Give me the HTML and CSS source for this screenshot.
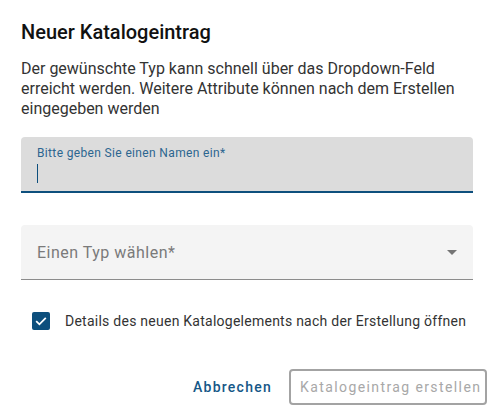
FILE: index.html
```html
<!DOCTYPE html>
<html lang="de">
<head>
    <meta charset="UTF-8">
    <meta name="viewport" content="width=device-width, initial-scale=1.0">
    <title>Neuer Katalogeintrag</title>
    <link rel="stylesheet" href="styles.css">
</head>
<body>
    <div class="dialog">
        <h2 class="dialog-title">Neuer Katalogeintrag</h2>

        <p class="dialog-intro">Der gewünschte Typ kann schnell über das Dropdown-Feld erreicht werden. Weitere Attribute können nach dem Erstellen eingegeben werden</p>

        <div class="field field-focused">
            <label class="field-label">Bitte geben Sie einen Namen ein*</label>
            <span class="field-cursor"></span>
        </div>

        <div class="field-select">
            <span class="select-placeholder">Einen Typ wählen*</span>
            <svg class="select-arrow" width="10" height="5" viewBox="0 0 10 5">
                <path d="M0 0 L5 5 L10 0 Z" fill="#757575"/>
            </svg>
        </div>

        <div class="check-row">
            <span class="checkbox">
                <svg width="18" height="18" viewBox="0 0 18 18">
                    <path d="M4.2 9.2 L7.4 12.3 L13.8 5.8" fill="none" stroke="#fff" stroke-width="1.8"/>
                </svg>
            </span>
            <span class="check-label">Details des neuen Katalogelements nach der Erstellung öffnen</span>
        </div>

        <div class="dialog-actions">
            <button class="btn-text">Abbrechen</button>
            <button class="btn-outlined" disabled>Katalogeintrag erstellen</button>
        </div>
    </div>
</body>
</html>
```

FILE: styles.css
```css
body {
    margin: 0;
    font-family: Roboto, "Liberation Sans", sans-serif;
    background-color: #ffffff;
    color: #212121;
}
.dialog {
    padding: 16px 21px 6px 21px;
}
.dialog-title {
    margin: 0 0 11px;
    font-size: 20px;
    line-height: 32px;
    font-weight: 500;
    color: #111;
}
.dialog-intro {
    margin: 0;
    font-size: 16px;
    line-height: 20px;
    color: #333;
}
.field {
    margin-top: 18px;
    height: 56px;
    box-sizing: border-box;
    padding: 8px 16px 0;
    background-color: #dcdcdc;
    border-radius: 4px 4px 0 0;
    border-bottom: 2px solid #0d4f7d;
    display: flex;
    flex-direction: column;
    align-items: flex-start;
}
.field-label {
    font-size: 12px;
    line-height: 16px;
    letter-spacing: 0.35px;
    color: #2c6690;
}
.field-cursor {
    display: block;
    width: 1px;
    height: 19px;
    margin-top: 3px;
    background-color: #0d4f7d;
}
.field-select {
    margin-top: 32px;
    height: 55px;
    box-sizing: border-box;
    padding: 0 16px;
    background-color: #f4f4f4;
    border-radius: 4px 4px 0 0;
    border-bottom: 1px solid #8c8c8c;
    display: flex;
    align-items: center;
    justify-content: space-between;
}
.select-placeholder {
    font-size: 16px;
    letter-spacing: 0.5px;
    color: #7a7a7a;
}
.check-row {
    margin-top: 32px;
    padding-left: 11px;
    display: flex;
    align-items: center;
    gap: 15px;
    height: 18px;
}
.checkbox {
    width: 18px;
    height: 18px;
    border-radius: 2px;
    background-color: #0d4f7d;
    display: flex;
}
.check-label {
    font-size: 14px;
    letter-spacing: 0.25px;
    color: #333;
    white-space: nowrap;
}
.dialog-actions {
    margin-top: 39px;
    margin-right: -14px;
    display: flex;
    justify-content: flex-end;
    gap: 9px;
}
button {
    font-family: Roboto, "Liberation Sans", sans-serif;
    font-size: 14px;
    font-weight: 500;
    letter-spacing: 1.25px;
    height: 36px;
    border-radius: 4px;
    background: none;
    cursor: pointer;
}
.btn-text {
    border: none;
    padding: 0 8px;
    color: #155787;
}
.btn-outlined {
    width: 198px;
    border: 2px solid #a3a3a3;
    padding: 0 9px;
    text-align: left;
    white-space: nowrap;
    color: #a8a8a8;
    font-weight: 400;
    letter-spacing: 1.4px;
    cursor: default;
}
```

▸ **WHAT NEEDS TO BE DONE**
Without the pictures, output the full listing exactly as it stands.

▸ **TASK ANSWER**
Give me the HTML and CSS source for this screenshot.
FILE: index.html
```html
<!DOCTYPE html>
<html lang="de">
<head>
    <meta charset="UTF-8">
    <meta name="viewport" content="width=device-width, initial-scale=1.0">
    <title>Neuer Katalogeintrag</title>
    <link rel="stylesheet" href="styles.css">
</head>
<body>
    <div class="dialog">
        <h2 class="dialog-title">Neuer Katalogeintrag</h2>

        <p class="dialog-intro">Der gewünschte Typ kann schnell über das Dropdown-Feld erreicht werden. Weitere Attribute können nach dem Erstellen eingegeben werden</p>

        <div class="field field-focused">
            <label class="field-label">Bitte geben Sie einen Namen ein*</label>
            <span class="field-cursor"></span>
        </div>

        <div class="field-select">
            <span class="select-placeholder">Einen Typ wählen*</span>
            <svg class="select-arrow" width="10" height="5" viewBox="0 0 10 5">
                <path d="M0 0 L5 5 L10 0 Z" fill="#757575"/>
            </svg>
        </div>

        <div class="check-row">
            <span class="checkbox">
                <svg width="18" height="18" viewBox="0 0 18 18">
                    <path d="M4.2 9.2 L7.4 12.3 L13.8 5.8" fill="none" stroke="#fff" stroke-width="1.8"/>
                </svg>
            </span>
            <span class="check-label">Details des neuen Katalogelements nach der Erstellung öffnen</span>
        </div>

        <div class="dialog-actions">
            <button class="btn-text">Abbrechen</button>
            <button class="btn-outlined" disabled>Katalogeintrag erstellen</button>
        </div>
    </div>
</body>
</html>
```

FILE: styles.css
```css
body {
    margin: 0;
    font-family: Roboto, "Liberation Sans", sans-serif;
    background-color: #ffffff;
    color: #212121;
}
.dialog {
    padding: 16px 21px 6px 21px;
}
.dialog-title {
    margin: 0 0 11px;
    font-size: 20px;
    line-height: 32px;
    font-weight: 500;
    color: #111;
}
.dialog-intro {
    margin: 0;
    font-size: 16px;
    line-height: 20px;
    color: #333;
}
.field {
    margin-top: 18px;
    height: 56px;
    box-sizing: border-box;
    padding: 8px 16px 0;
    background-color: #dcdcdc;
    border-radius: 4px 4px 0 0;
    border-bottom: 2px solid #0d4f7d;
    display: flex;
    flex-direction: column;
    align-items: flex-start;
}
.field-label {
    font-size: 12px;
    line-height: 16px;
    letter-spacing: 0.35px;
    color: #2c6690;
}
.field-cursor {
    display: block;
    width: 1px;
    height: 19px;
    margin-top: 3px;
    background-color: #0d4f7d;
}
.field-select {
    margin-top: 32px;
    height: 55px;
    box-sizing: border-box;
    padding: 0 16px;
    background-color: #f4f4f4;
    border-radius: 4px 4px 0 0;
    border-bottom: 1px solid #8c8c8c;
    display: flex;
    align-items: center;
    justify-content: space-between;
}
.select-placeholder {
    font-size: 16px;
    letter-spacing: 0.5px;
    color: #7a7a7a;
}
.check-row {
    margin-top: 32px;
    padding-left: 11px;
    display: flex;
    align-items: center;
    gap: 15px;
    height: 18px;
}
.checkbox {
    width: 18px;
    height: 18px;
    border-radius: 2px;
    background-color: #0d4f7d;
    display: flex;
}
.check-label {
    font-size: 14px;
    letter-spacing: 0.25px;
    color: #333;
    white-space: nowrap;
}
.dialog-actions {
    margin-top: 39px;
    margin-right: -14px;
    display: flex;
    justify-content: flex-end;
    gap: 9px;
}
button {
    font-family: Roboto, "Liberation Sans", sans-serif;
    font-size: 14px;
    font-weight: 500;
    letter-spacing: 1.25px;
    height: 36px;
    border-radius: 4px;
    background: none;
    cursor: pointer;
}
.btn-text {
    border: none;
    padding: 0 8px;
    color: #155787;
}
.btn-outlined {
    width: 198px;
    border: 2px solid #a3a3a3;
    padding: 0 9px;
    text-align: left;
    white-space: nowrap;
    color: #a8a8a8;
    font-weight: 400;
    letter-spacing: 1.4px;
    cursor: default;
}
```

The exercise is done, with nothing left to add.